My attempt: We know from the question that $f(x) > K$ for $K \in R$, and $\lim_{x\to c} \frac {f(x)-f(c)}{x-c} =L$ for $c \in (a,b)$.

Then, $f^\prime (c) =\lim_{x\to c} \frac {f(x)-f(c)}{x-c}\ge \lim_{x\to c} \frac {K-f(c)}{x-c}\ge \lim_{x\to c} \frac {K-f(c)}{x} = \frac {K-f(c)}{c} \forall c\in(a,b)$. Therefore, $f^\prime (x) \forall x\in(a,b)$ is also unbounded.

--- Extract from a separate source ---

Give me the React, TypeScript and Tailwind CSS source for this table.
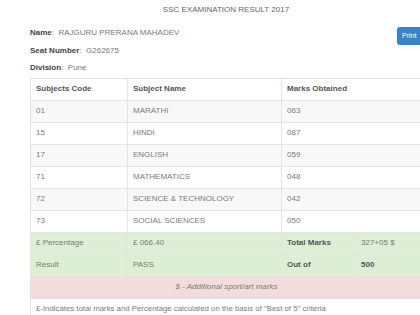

Could you tell me if it is correct? and please give me some hint if wrong.

Thank you in advance.

Answer 1

That is not true. What does it mean by $f(x)>K$ for $K\in{\bf{R}}$? Unbounded here means, for each $M>0$, one can find a corresponding $x\in(a,b)$ such that $|f(x)|>M$.

One can prove the assertion by this way: Assume the contrary that $f'$ is bounded, then there exists some $M>0$ such that $|f'(x)|\leq M$ for all $x\in(a,b)$.

We pick a $c\in(a,b)$ and then $|f(x)|\leq|f(x)-f(c)|+|f(c)|=|f'(\xi)||x-c|+|f(c)|\leq(b-a)M+|f(c)|$ for all $x\in(a,b)$, this is a contradiction.

Answer 2

Your answer makes no sense. For instance, what does it mean to assert that “$f'(x)\forall x\in(a,b)$ is also unbounded”? Besides, you never use the essential fact that you're working on a bounded interval $(a,b)$.

If $f'$ was bounded, let $M\in(0,+\infty)$ be such that $(\forall x\in(a,b)):\bigl|f'(x)\bigr|<M$. Pick $c\in(a,b)$. Then, for each $x\in(a,b)$,$$\bigl|f(x)\bigr|\leqslant\bigl|f(c)\bigr|+\bigl|f(x)-f(c)\bigr|\leqslant\bigl|f(c)\bigr|+M.|x-c|,$$by the mean value theorem and the definition of $M$. Therefore$$(\forall x\in(a,b)):\bigl|f(x)\bigr|\leqslant\bigl|f(c)\bigr|+M.\max\{b-c,c-a\}.$$But this is impossible, since we are assuming that $f$ is unbounded.